May 19 2006
I bought this book at Elibron.com. Elibron carries no cover images and no descriptions so my purchase was based solely on a) the name and b) the publisher. I was in the mood for something chick lit and I was buying something else at the time . . . Oh, Hot Ticket. Gah. I had no idea what I was getting myself in for when I started reading your book. By the end of the first chapter, I was well and truly hooked and stayed engaged the entire book.
The mystery was great. The heroine was great. The dialogue was great, even if the cute sexy exchanges happened between the heroine and a guy who may or may not be out to kill her. The setting is San Francisco and that, in and of itself, was fresh for me. I hadn’t realized that there were major urban areas in the United States other than the East Coast!
Sophie Katz is a mystery writer who has three books (all NYT bestsellers) under her belt and a screenplay deal in the works. Her two friends, Dena, a sex shop owner, and Mary Ann, a cosmetic counter worker, come over to break the news to Sophie that her screenplay is probably not going to happen due to the producer killing himself. Only Sophie doesn’t see it as a suicide because she had just had contact with the producer a couple weeks earlier and he did not appear to be depressed. Sophie also has suspicions because the suicide scene is set exactly like a scene out of one of the producer’s own movies.
Following on the heels of that bad news are the strange hangups and letter that Sophie receives that says “You reap what you sow.” Sophie initially thinks nothing of it but the more strange things happen, the more concerned that Sophie gets that someone may be trying to reenact her first story: Sex, Drugs and Murder. She further begins to suspect that a rapper’s death (JJ Money in NY) was done by the same person who did in the producer in LA and who appears to be trying to off Sophie. You did a great job of creating a number of suspects: Was it Andy, the slow minded stock clerk at the corner grocery, who had a strong crush on Sophie. Was it Jason, the new boyfriend of her friend Dena, who believes he may be a vampire. Or was it Anatoly, the hot Russian/Israeli immigrant with the big hands that Sophie would like all over her body? Anatoly, along with being Sophie’s possible killer, is also an asshole from time to time and his humanity made him all the more appealing.

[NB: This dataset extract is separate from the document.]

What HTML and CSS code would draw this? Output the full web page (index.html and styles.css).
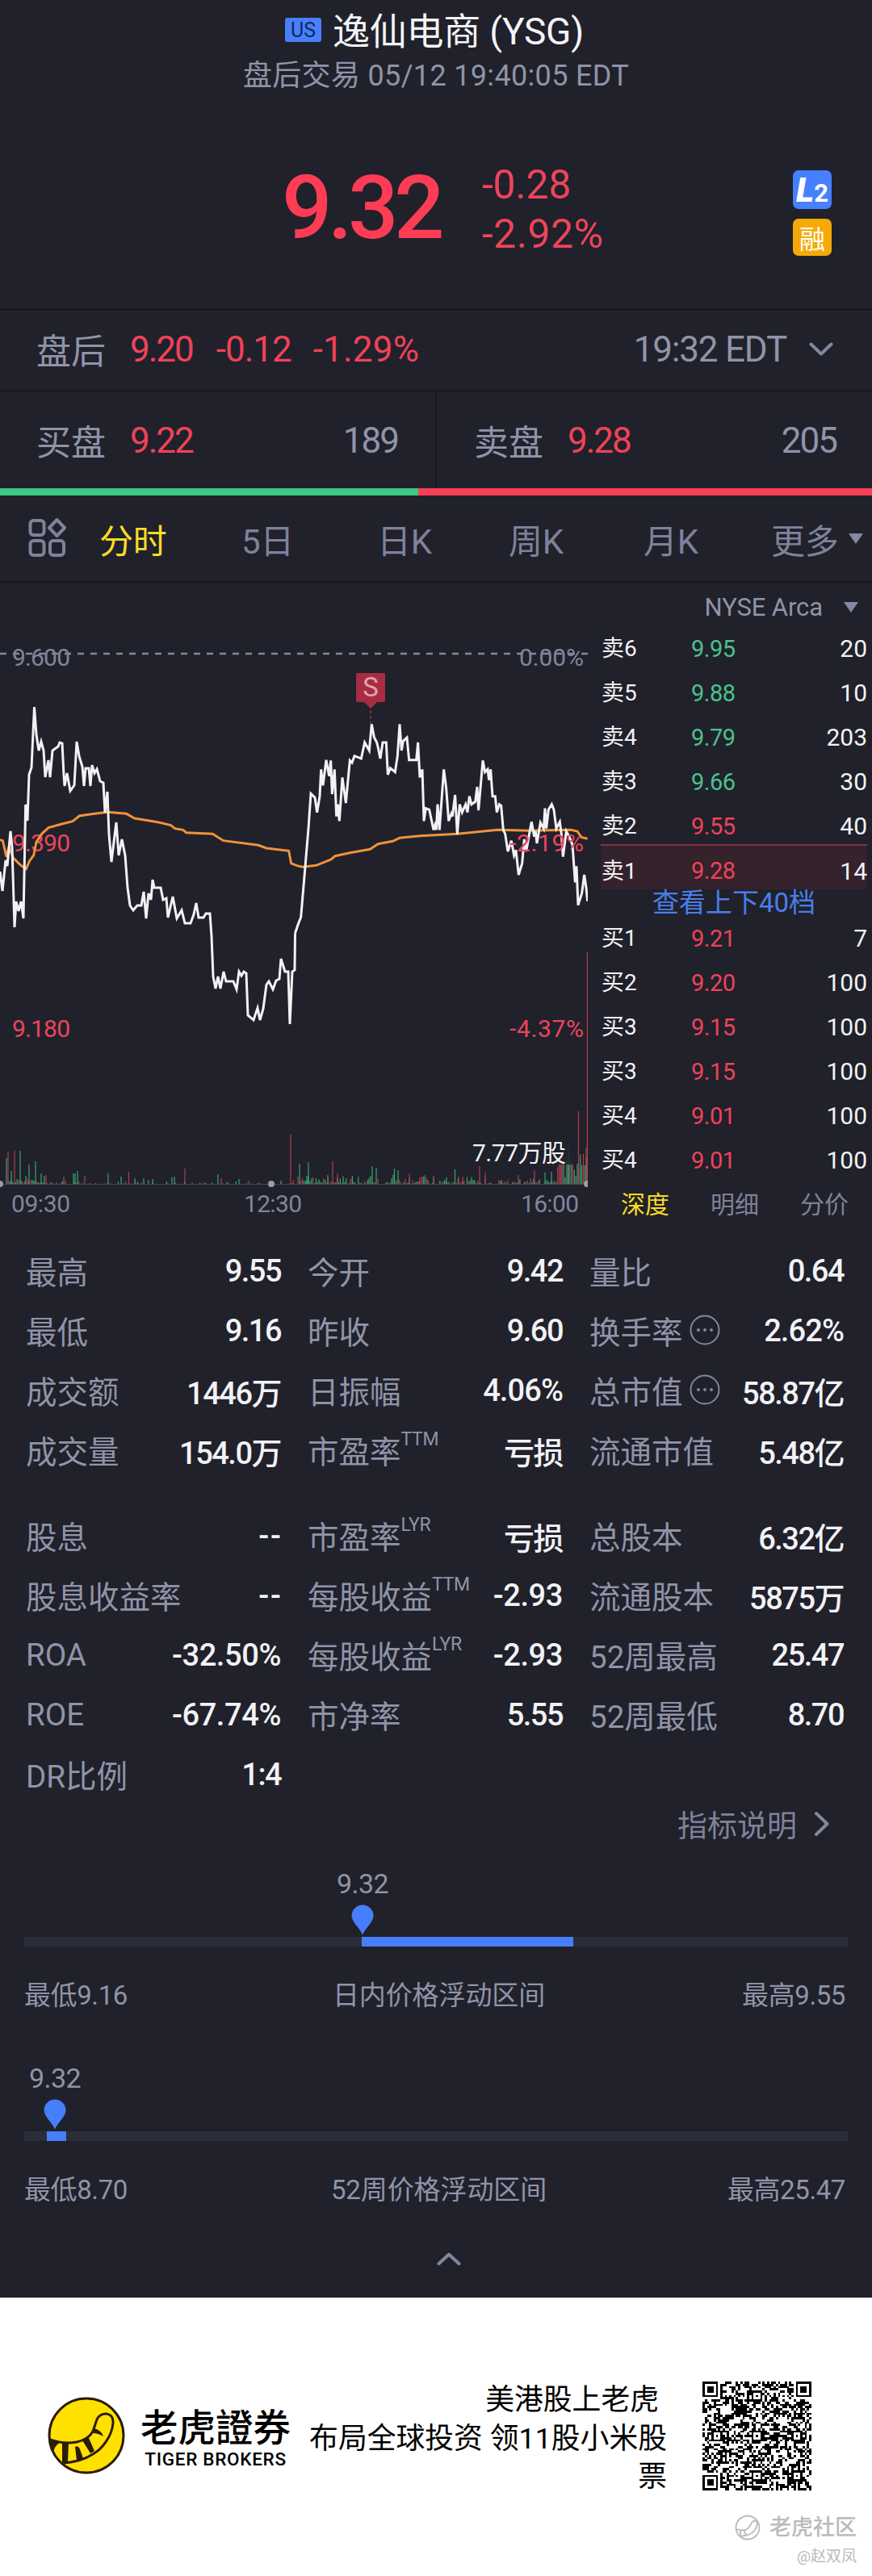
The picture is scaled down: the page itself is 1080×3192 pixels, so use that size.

The book’s biggest asset is the charming, witty dialogue. You know how in real life, you don’t ever have the best comeback until 5 minutes later? Authors have that 5 minute come back luxury. When I read a book, I want the dialogue to sing to me the chorus of “I wish I had said that.” Yours is the Harlem Choir. Let’s give some examples, hmm:
I examined myself in the side-view mirror. “I don't care if you are gay, I still want to marry you. I'll support you, do your laundry, turn my head when you bring home male companionship–"all you have to do is my hair every day of the week and I'll be satisfied.”
“Honey, the only thing I want to do every day of the week is Ricky Martin. Are you ready to eat?”
“Your first book is about castrating your ex?”
“Well, it's supposed to be about another woman castrating and killing a whole bunch of men, but if you read between the lines, yes. It's a book about me castrating and killing my ex-husband.”
Anatoly grinned and swallowed some more beer. “So you write fantasies.”
“You were in the Israeli army?”
“Of course, it's mandatory service.” He paused to drink. “I was in the Russian army too.”
“Oh my God, you're a mercenary.”
“I was a citizen of both countries.”
“Okay, but two armies? I don't know. There's something odd about that.”
“Most women find it exciting.”
“Are these the same women who developed a crush on Steven Segal?”
I did manage to figure out in the middle of the book who it was that had “done” it because you gave away a huge tell. I say “huge” because I am not the most clever of readers and if I got it, so must everyone else. There were a couple of other nitpicky things that bothered me. First, Sophie had only written three books but you made it seem that she had been around forever (fans say to her “I’ve read all your books”). Second, for a mystery writer, Sophie made a lot procedural mistakes (allowing Anatoly to drive her car to the police station after it had been vandalized, trying to pick up a piece of evidence at a crime scene). But those were really minor things. B+ for you.